European blackberry (Rubus plicatus) is a blackberry species originating from Eurasia, which has spread to other parts of the world, including North America. It is a perennial plant of the Rose family (Rosaceae). Its common name, Blackberry, relates to the tasty black fruits that gradually ripen from late summer to autumn.
It is a small deciduous shrub with prostrate canes that have sparse thorns. It has large three-lobed serrated leaves and produces white or pinkish flowers that bloom in early summer.
Despite being a little-known herbal material today, its leaves were considered valuable and widely used centuries ago. The ancient Greek physicians – Hippocrates and Dioscorides were the first to describe their astringent and antidiarrheal effects. At the beginning of the 20th century, German doctor Gerhard Madaus also discovered their positive impact on glucose levels in the blood.
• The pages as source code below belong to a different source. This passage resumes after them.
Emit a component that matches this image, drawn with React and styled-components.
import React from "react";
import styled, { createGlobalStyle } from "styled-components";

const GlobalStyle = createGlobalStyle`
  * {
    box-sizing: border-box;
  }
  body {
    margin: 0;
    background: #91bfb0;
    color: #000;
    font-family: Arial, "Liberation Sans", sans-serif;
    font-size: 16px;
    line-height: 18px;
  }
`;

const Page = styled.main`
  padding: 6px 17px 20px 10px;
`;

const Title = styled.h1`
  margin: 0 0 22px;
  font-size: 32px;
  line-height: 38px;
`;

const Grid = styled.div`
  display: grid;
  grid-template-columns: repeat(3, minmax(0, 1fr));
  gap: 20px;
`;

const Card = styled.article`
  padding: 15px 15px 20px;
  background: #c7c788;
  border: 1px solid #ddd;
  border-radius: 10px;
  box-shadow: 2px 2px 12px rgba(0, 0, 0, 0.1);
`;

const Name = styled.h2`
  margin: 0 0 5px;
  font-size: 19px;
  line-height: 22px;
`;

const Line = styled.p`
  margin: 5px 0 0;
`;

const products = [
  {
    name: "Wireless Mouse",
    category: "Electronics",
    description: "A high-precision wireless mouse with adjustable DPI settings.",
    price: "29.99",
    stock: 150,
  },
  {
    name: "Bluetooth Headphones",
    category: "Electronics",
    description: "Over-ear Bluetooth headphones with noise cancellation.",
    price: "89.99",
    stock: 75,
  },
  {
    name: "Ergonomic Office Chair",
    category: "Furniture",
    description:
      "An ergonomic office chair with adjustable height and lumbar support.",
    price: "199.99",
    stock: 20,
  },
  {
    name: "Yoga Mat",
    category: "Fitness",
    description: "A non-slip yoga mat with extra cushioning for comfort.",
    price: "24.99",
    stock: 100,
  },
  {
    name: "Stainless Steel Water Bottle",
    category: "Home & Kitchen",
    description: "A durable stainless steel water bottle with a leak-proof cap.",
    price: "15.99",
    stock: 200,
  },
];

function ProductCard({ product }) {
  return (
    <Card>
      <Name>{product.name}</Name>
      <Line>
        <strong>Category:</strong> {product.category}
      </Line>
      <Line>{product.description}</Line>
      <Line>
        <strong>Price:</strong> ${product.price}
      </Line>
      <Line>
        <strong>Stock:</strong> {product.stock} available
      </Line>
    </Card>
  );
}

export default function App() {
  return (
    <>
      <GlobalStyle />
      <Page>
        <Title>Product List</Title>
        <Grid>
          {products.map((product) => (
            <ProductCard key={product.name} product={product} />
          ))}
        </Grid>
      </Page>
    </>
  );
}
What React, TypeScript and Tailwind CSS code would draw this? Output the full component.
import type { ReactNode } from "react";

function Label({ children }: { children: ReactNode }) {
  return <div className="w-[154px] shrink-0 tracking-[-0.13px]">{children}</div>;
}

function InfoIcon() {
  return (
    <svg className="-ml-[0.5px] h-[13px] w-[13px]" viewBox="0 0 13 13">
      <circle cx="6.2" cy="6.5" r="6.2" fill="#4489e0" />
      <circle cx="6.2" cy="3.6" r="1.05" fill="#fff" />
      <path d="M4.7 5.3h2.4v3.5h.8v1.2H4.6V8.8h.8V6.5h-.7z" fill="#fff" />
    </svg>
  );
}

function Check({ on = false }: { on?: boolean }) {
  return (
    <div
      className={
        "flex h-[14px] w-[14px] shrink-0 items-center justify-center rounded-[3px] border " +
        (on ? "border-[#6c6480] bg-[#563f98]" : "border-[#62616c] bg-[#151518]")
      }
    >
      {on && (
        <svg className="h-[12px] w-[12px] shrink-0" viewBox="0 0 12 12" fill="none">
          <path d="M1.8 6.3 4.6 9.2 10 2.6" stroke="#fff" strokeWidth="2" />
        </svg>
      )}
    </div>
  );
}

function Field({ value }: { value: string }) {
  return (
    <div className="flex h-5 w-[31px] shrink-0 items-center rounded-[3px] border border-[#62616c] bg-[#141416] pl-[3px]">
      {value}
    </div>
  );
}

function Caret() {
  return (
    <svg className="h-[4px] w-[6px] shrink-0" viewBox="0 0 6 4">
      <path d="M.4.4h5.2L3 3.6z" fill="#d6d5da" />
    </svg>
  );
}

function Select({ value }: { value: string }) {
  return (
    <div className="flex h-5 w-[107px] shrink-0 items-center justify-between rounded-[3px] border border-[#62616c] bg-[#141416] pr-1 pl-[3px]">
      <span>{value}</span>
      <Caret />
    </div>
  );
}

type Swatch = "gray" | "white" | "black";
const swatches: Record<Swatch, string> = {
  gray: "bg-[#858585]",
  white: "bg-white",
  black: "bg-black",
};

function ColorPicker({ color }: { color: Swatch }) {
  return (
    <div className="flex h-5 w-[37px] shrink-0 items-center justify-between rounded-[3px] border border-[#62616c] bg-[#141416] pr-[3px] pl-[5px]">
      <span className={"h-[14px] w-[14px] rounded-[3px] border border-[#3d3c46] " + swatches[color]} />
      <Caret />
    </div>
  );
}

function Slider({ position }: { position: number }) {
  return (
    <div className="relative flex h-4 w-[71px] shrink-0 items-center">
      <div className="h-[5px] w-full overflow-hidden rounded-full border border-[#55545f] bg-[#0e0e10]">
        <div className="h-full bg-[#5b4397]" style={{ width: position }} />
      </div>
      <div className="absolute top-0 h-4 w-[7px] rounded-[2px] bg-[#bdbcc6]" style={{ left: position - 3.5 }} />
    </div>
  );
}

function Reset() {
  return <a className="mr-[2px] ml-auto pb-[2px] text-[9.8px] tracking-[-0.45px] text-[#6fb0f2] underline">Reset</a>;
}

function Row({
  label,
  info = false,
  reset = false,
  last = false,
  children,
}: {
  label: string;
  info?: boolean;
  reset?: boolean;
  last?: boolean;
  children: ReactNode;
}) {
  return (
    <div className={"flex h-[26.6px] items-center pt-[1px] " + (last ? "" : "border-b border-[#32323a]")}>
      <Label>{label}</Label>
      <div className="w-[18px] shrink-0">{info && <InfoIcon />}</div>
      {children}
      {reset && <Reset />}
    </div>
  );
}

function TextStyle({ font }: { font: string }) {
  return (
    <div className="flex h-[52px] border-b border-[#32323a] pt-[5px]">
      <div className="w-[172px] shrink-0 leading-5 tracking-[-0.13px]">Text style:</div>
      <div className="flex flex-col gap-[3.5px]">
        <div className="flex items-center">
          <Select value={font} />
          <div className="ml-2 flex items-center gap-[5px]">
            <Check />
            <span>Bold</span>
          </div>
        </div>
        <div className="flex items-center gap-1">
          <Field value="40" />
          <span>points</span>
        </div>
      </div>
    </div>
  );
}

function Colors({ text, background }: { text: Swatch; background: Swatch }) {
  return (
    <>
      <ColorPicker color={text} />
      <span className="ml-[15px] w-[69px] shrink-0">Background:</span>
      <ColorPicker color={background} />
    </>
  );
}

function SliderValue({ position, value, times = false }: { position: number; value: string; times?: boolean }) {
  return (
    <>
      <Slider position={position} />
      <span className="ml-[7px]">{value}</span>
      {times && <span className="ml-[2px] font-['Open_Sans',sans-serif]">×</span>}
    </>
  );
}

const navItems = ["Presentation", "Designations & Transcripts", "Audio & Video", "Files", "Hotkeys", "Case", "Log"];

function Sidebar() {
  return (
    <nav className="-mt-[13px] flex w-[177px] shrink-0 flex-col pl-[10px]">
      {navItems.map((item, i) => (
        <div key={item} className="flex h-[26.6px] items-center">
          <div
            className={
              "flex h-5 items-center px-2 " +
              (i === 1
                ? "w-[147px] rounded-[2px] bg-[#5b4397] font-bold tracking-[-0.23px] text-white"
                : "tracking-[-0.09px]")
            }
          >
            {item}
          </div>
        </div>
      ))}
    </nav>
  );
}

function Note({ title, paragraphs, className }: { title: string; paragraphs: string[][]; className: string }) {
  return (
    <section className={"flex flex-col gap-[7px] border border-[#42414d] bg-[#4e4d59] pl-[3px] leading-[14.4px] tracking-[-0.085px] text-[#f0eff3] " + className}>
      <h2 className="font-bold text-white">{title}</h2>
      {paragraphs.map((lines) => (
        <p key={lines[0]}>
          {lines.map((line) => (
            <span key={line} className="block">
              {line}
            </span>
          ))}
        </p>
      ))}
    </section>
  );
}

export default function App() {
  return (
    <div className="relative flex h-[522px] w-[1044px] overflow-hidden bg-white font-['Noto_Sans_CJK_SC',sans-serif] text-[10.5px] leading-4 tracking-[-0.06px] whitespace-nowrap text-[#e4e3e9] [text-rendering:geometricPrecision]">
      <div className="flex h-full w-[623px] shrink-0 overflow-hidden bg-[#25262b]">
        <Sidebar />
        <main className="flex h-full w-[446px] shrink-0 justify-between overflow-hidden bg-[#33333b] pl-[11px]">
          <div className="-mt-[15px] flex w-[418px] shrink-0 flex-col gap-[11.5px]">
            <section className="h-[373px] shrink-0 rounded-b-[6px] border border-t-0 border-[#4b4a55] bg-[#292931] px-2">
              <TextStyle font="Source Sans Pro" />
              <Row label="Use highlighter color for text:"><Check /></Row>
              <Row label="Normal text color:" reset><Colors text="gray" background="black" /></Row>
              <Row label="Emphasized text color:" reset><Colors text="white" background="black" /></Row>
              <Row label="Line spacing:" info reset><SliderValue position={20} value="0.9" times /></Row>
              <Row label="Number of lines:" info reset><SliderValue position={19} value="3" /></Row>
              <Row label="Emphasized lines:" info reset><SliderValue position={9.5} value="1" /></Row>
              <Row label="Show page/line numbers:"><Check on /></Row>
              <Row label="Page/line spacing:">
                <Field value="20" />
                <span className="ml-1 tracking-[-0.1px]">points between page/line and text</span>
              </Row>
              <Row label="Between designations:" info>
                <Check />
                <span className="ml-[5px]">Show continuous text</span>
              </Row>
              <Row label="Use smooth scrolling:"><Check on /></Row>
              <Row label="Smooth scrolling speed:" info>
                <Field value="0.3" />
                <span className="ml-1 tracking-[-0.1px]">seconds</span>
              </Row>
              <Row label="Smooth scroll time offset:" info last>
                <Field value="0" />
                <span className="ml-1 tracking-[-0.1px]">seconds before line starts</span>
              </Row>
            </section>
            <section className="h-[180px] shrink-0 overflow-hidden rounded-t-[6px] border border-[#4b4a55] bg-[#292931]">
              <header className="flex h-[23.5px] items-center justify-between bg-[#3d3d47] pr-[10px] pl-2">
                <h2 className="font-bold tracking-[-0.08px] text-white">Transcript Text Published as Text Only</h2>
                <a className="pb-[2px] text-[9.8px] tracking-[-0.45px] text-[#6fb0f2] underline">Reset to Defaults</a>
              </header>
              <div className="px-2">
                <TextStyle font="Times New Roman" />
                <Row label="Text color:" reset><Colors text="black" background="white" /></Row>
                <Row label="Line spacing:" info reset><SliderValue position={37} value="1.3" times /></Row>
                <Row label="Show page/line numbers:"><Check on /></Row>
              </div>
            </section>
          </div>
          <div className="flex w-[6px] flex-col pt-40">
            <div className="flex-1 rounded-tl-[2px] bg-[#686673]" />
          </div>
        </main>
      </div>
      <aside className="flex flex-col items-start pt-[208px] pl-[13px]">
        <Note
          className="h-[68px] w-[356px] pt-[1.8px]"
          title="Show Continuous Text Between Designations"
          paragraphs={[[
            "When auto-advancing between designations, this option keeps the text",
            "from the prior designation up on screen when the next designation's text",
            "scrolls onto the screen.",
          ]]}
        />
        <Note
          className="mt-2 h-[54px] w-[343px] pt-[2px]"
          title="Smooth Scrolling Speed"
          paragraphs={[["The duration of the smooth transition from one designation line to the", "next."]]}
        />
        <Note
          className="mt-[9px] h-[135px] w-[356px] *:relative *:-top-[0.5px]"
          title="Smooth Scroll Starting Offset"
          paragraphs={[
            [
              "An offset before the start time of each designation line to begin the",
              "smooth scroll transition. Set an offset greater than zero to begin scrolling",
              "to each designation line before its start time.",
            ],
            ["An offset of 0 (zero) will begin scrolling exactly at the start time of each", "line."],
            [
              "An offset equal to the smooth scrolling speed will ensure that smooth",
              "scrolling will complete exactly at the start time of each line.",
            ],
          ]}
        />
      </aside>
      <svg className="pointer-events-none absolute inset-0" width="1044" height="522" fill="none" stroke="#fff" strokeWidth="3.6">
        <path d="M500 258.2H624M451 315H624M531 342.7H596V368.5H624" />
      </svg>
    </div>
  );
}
Blackberry leaves are still used to this day for the treatment of various illnesses, including diarrhea, dysentery, and hemorrhoids. Some studies have found that they also have anti-inflammatory and anti-cancer effects.
The fruits are edible and contain beneficial vitamins and minerals. They have a pleasant sweet and sour taste and can be eaten fresh or processed into jams, jellies, or desserts.
The blackberry is also an important food source for wild birds and small mammals. It can provide habitat and shelter for animals and also help prevent soil erosion.
In some parts of the world, it has become an invasive species, spreading rapidly and pushing out native plants. Blackberries are capable of forming dense stands that are difficult to control and can disrupt ecosystems.